## What needs to be done
Leave the pictures out and quote every line from the start of the listing to the line with "import React from", inclusive.
──────── Given information
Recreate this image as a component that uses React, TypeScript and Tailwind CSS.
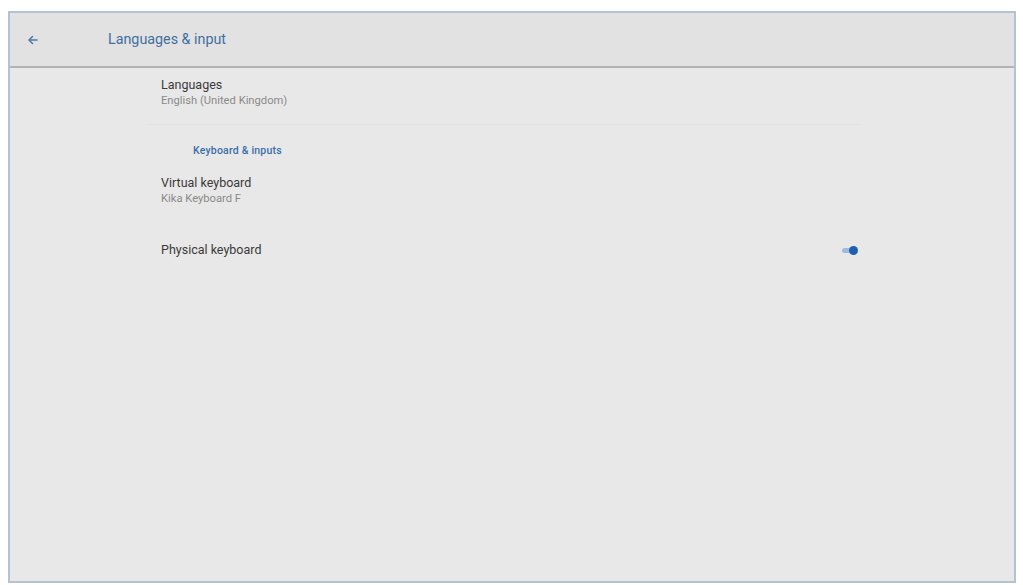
import React from "react";

export default function App() {
  return (
    <div className="w-[1023px] h-[585px] bg-white pt-[11px] pl-[8px]" style={{ fontFamily: "Roboto, 'Liberation Sans', sans-serif" }}>
      <div className="w-[1008px] h-[572px] border-[2px] border-[#b4c3d3] bg-[#e8e8e8] flex flex-col">
        <div className="h-[55px] bg-[#e2e2e2] border-b-[2px] border-[#b3b3b3] flex items-center shrink-0">
          <div className="w-[98px] pl-[17px] flex items-center">
            <svg width="12" height="12" viewBox="0 0 24 24" fill="none" stroke="#4a78a8" strokeWidth="3" strokeLinecap="round" strokeLinejoin="round">
              <path d="M20 12H5" />
              <path d="M11 5l-7 7 7 7" />
            </svg>
          </div>
          <span className="text-[14.3px] text-[#3f6fa0]">Languages &amp; input</span>
        </div>
        <div className="flex-1 pl-[138px]">
          <div className="w-[712px]">
            <div className="h-[57px] pt-[9px] pl-[13px] border-b border-[#e2e2e2]">
              <div className="text-[12.5px] leading-[16px] text-[#3a3a3a]">Languages</div>
              <div className="text-[11.2px] leading-[15px] text-[#8a8a8a]">English (United Kingdom)</div>
            </div>
            <div className="pl-[45px] pt-[19px] text-[10.5px] leading-[14px] font-medium tracking-[0.2px] text-[#3c6fa8]">Keyboard &amp; inputs</div>
            <div className="pl-[13px] pt-[17px]">
              <div className="text-[12.5px] leading-[16px] text-[#3a3a3a]">Virtual keyboard</div>
              <div className="text-[11.2px] leading-[15px] text-[#8a8a8a]">Kika Keyboard F</div>
            </div>
            <div className="pl-[13px] pt-[36px] flex items-center justify-between pr-[2px]">
              <div className="text-[12.5px] leading-[16px] text-[#3a3a3a]">Physical keyboard</div>
              <div className="relative w-[16px] h-[10px] flex items-center">
                <div className="w-[14px] h-[5px] rounded-full bg-[#9dbbe0]" />
                <div className="absolute right-0 top-[0.5px] w-[9px] h-[9px] rounded-full bg-[#1f5fb0]" />
              </div>
            </div>
          </div>
        </div>
      </div>
    </div>
  );
}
────────────────
## Written response
Recreate this image as a component that uses React, TypeScript and Tailwind CSS.
import React from "react";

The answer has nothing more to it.